As a Grimsby mortgage broker, I deal with many customers looking to take out a second mortgage. A second mortgage has benefits if done for the right reasons and knowing whether it is a good choice for your situation is something our Grimsby mortgage broker team can help you with. We’ll go over everything that you need to know about second mortgages today.
What is a Second Mortgage?
A second mortgage is a mortgage taken out in addition to your existing first mortgage.. It allows you to tap into the available equity in your home and use it as collateral, without having to refinance your first mortgage. Like your first mortgage, a second mortgage is secured through a lien on the home.
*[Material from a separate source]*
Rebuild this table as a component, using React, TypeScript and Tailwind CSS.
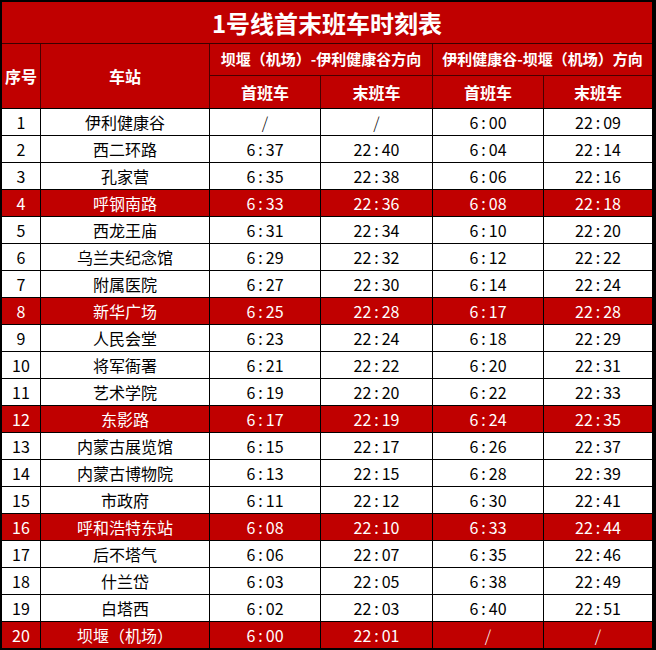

It runs in conjunction with your first mortgage by definition if you default on your mortgage the First mortgage holder takes priority for payment over the second mortgage holder. This makes a second mortgage more of a risk to the lender, which equates to having higher interest rates than your original first mortgage. The amount that you can borrow on a second loan is typically up to 80% of your home’s appraisal value, minus the first mortgage’s balance. You will now have two separate mortgages, often with two separate lenders with two separate payments.
The most common reason for doing a second mortgage is when you have an existing closed term mortgage and it is not maturing in the near future. The penalty incurred for breaking the existing term of you mortgage can be prohibitively expensive in many cases and where the option of a second mortgage really shines.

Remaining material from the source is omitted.